Dzięki zmianom w przepisach o fakturach elektronicznych, nad którymi pracuje resort finansów, to podatnik będzie decydował o formie przesyłu i przechowywania faktur.

Przedsiębiorcy, którzy chcą przyspieszyć obrót fakturami, często zamiast iść na pocztę, wysyłają je e-mailem, omijając wymóg bezpiecznego podpisu elektronicznego. W rezultacie dochodzi do absurdalnych sytuacji, w których odbiorca faktury wysłanej w zwykłym pliku pdf drukuje ją i zgina na pół, tak aby wyglądała jak wyjęta z koperty faktura papierowa. Problem został poruszony w interpelacji poselskiej (nr 17021/10). Minister finansów w odpowiedzi nie zgodził się z twierdzeniem, że unijne przepisy zachęcają do wysyłania faktur e-mailem. Podkreślił, że obowiązujący w Polsce porządek prawny dotyczący obrotu e-fakturami jest zgodny z przepisami dyrektywy 2006/112/WE. Reguluje ona stosowanie dwóch metod przy wystawianiu i przesyłaniu e-faktur wykorzystujących bezpieczny podpis elektroniczny oraz wymianę danych elektronicznych (EDI).

Resort poinformował, że 13 lipca Rada Ecofin przyjęła zmianę dyrektywy, która ma na celu m.in. liberalizację obecnych standardów przesyłania i przechowywania faktur elektronicznych tak, aby faktury papierowe i faktury elektroniczne były traktowane w ten sam sposób.

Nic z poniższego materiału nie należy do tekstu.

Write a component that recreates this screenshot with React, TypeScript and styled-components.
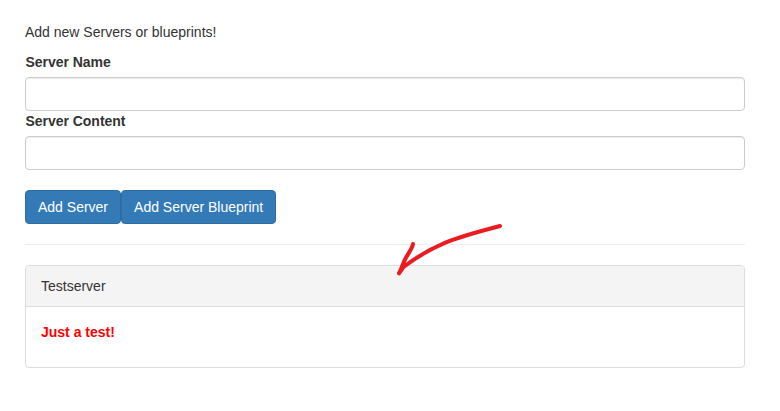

W związku z tym Ministerstwo Finansów podjęło niezbędne prace nad wprowadzeniem nowych rozwiązań w trybie pilnym. W wyniku tych zmian to podatnik będzie decydował o formie przesyłu i przechowywania faktur pod warunkiem zapewnienia autentyczności ich pochodzenia, integralności treści i czytelności.